Even though Jews have had a peaceful coexistent presence in Hebron before 1948 (Khaleeli Jews), to most Palestinians, the IDF and Illegal Israeli settlers in the Old City are a problem, but its not specifically because they are Jewish. They look at the settlers with such disdain and hatred for the mess that they brought to their city, as they slowly take over one Palestinian house at time, while making life so hard for Palestinians living in the Old City that many end up leaving. They also have a violent extremist reputation separating themselves from their Palestinian Hebronite neighbors (and vice versa).  Most Palestinians collectively associate them with infamous massacres that have happened in the area. For example, in 1995 a Jewish settler who was a resident of the illegal settlement Kiryat Arba opened fire on Muslim worshipper as they were praying Fajr in the Ibrahimi Mosque (Cave of the Patriachs) in the Old City. One of my cousins was praying there at the time, who lives to tell me the story. IDF soldiers in green have always scared the childhood out of me whenever I saw them as a child, specifically when I went to the Old City to that same Ibrahimi mosque. Today, the Old City continues to really baffle me every single time I go down there.

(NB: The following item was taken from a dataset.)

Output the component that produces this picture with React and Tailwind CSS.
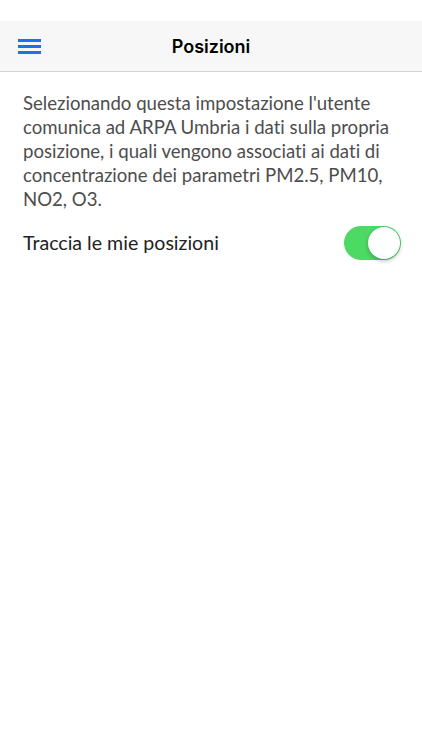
export default function App() {
  return (
    <div className="w-[422px] h-[750px] bg-white flex flex-col">
      <div className="h-[21px] bg-white" />
      <div className="h-[51px] bg-[#f7f7f7] border-b border-[#d3d3d3] flex items-center relative">
        <div className="pl-[18px] flex flex-col gap-[3px]">
          <div className="w-[23px] h-[3px] bg-[#1a73e8]" />
          <div className="w-[23px] h-[3px] bg-[#1a73e8]" />
          <div className="w-[23px] h-[3px] bg-[#1a73e8]" />
        </div>
        <div className="absolute inset-0 flex items-center justify-center text-[18px] font-semibold text-black font-['Inter',sans-serif]">
          Posizioni
        </div>
      </div>
      <div className="px-[23px] pt-[19px] text-[18.6px] leading-[24px] text-[#4d4d4d] font-['Lato',sans-serif] [font-variant-ligatures:none]">
        Selezionando questa impostazione l'utente comunica ad ARPA Umbria i dati sulla propria posizione, i quali vengono associati ai dati di concentrazione dei parametri PM2.5, PM10, NO2, O3.
      </div>
      <div className="pl-[23px] pr-[21px] pt-[15px] flex items-center justify-between">
        <span className="text-[19.6px] text-[#222] font-['Lato',sans-serif]">Traccia le mie posizioni</span>
        <div className="w-[57px] h-[34px] rounded-full bg-[#4cd964] flex items-center justify-end pr-[1px]">
          <div className="w-[32px] h-[32px] rounded-full bg-white shadow-[0_2px_4px_rgba(0,0,0,0.25)]" />
        </div>
      </div>
    </div>
  );
}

The realities of that part of town remain a puzzle that I don’t think I’ll ever figure out.

As I walked through the metal gates that are suitable for animals and not human beings, I looked at the soldier looking at me through a small hole in a concrete block, tagging me with his gun. “What up?” I nodded at him, as I turned my head and walked back to the main city where I can take refuge and go back to pretending that none of this exists.